Lee Langley
Lee Langley is the author of nine critically acclaimed novels, a volume of short stories, poetry, film and television screenplays and a stage play performed internationally and in London’s West End. She has written on travel and the arts for leading British newspapers and magazines. Born in Calcutta, of Scottish parents, she spent a nomadic childhood in India. Later travels have taken her to Japan, North and South America, Australia, back to India, the Andaman Islands, Egypt and throughout Europe.
Her autobiographical novel “Changes of Address” was short-listed for the Hawthornden prize and was a BBC Radio 4 “Book at Bedtime”.

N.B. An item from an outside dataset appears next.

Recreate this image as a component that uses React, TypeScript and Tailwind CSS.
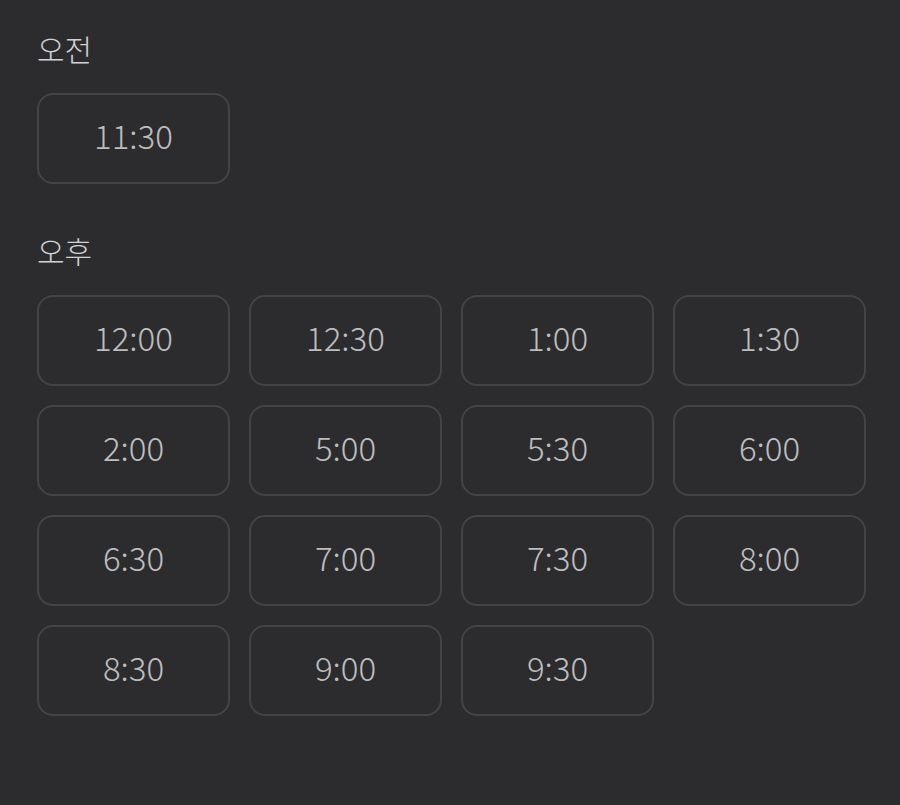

Her novel “Persistent Rumours” won a Commonwealth Writers' Prize and the Writers' Guild of Great Britain Best Novel of the Year Award.
A leading reviewer wrote: “Lee Langley has a marvellous ability to evoke places. With originality and elegance she carried me, enthralled, into disparate, related and brilliantly illuminated worlds.”
For Hollywood, she wrote the screenplay of “The Tenth Man” an award-winning movie based on a Graham Greene story starring Anthony Hopkins and Derek Jacobi, and her adaptation of “A Woman of Substance” became an internationally successful TV mini-series, attracting the highest viewing figures in the history of Channel 4 when it was transmitted.
She has served on the executive committee and the Writers in Prison committee of English PEN and chaired the PEN Literary Foundation. In 1996 she was elected a Fellow of the Royal Society of Literature. She is fluent in French and Italian, and is available for talks to book groups and literary organizations.
She has just completed her tenth novel, set in Japan and America in the mid twentieth century, to be published by Chatto & Windus in 2010.